Mr Fledgeby seemed to think it rather a good suggestion, and with a nod turned round. As Riah followed to attend him down the stairs, the little creature called out to the Jew in a silvery tone, “Don’t be long gone. Come back, and be dead!” And still as they went down they heard the little sweet voice, more and more faintly, half calling and half singing, “Come back and be dead, Come back and be dead!”

!!! Do you know what she means? I know what she means. I want to paste this on the door of my studio ❤ Gosh, I think I may have saved the best for last. It’s official: this is my favorite Dickens.



  1. kaggsysbookishramblings

    There was a wonderful BBC TV adaptation some years ago with Paul McGann – did you ever see it?

  2. Marcus Aurielius (@Softclothes)

    This blog entry was such a delight to read!
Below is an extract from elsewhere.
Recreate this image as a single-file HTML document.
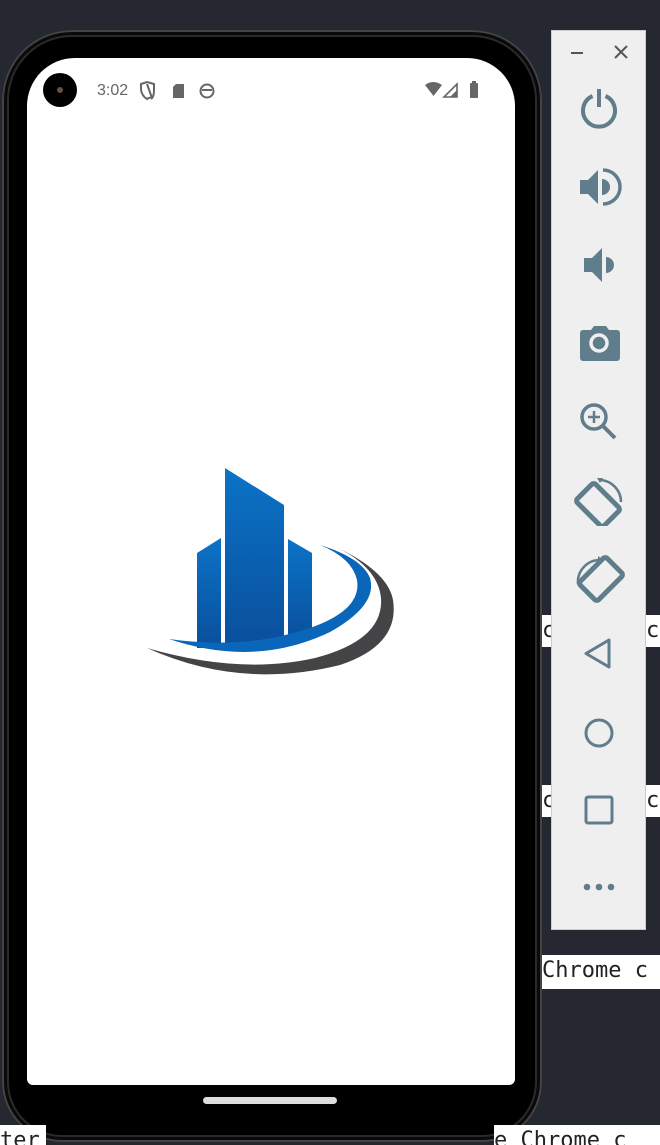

I love Dickens and OMF is one of the best. Have you tried any others? What about Bleak House?

    Arghhh–cat on the keyboard; too long post erased. I have already reread all of Dickens at least once. He is well worth rereading. I also reread Trollope, George Eliot, and Jane Austen. They are all quite different.

    What you say about “class” is salient today as much as ever. I rarely have a day when I don’t perceive the pernicious divisions of class.

    I love the motif, however disturbing, of filth. All of those “dust” or “ash” heaps also reflect the idea of people producing more waste than they can handle.

    Some of the BBC adaptations are quite good, but there’s nothing like reading.
    I am excited to have found your blog.

    • jackiemania

      Hello! Nice to “meet” you!

      I am a huge Dickens fan and OMF was the last book I’ve not read from him. I love Bleak House! I love them all really.

      You are the fourth person who mentioned Trollope to me recently and I’ve not read a word from him! All signs are pointing to Trollope for when I’m done my current book. Do you have a suggestion on which book I should read first?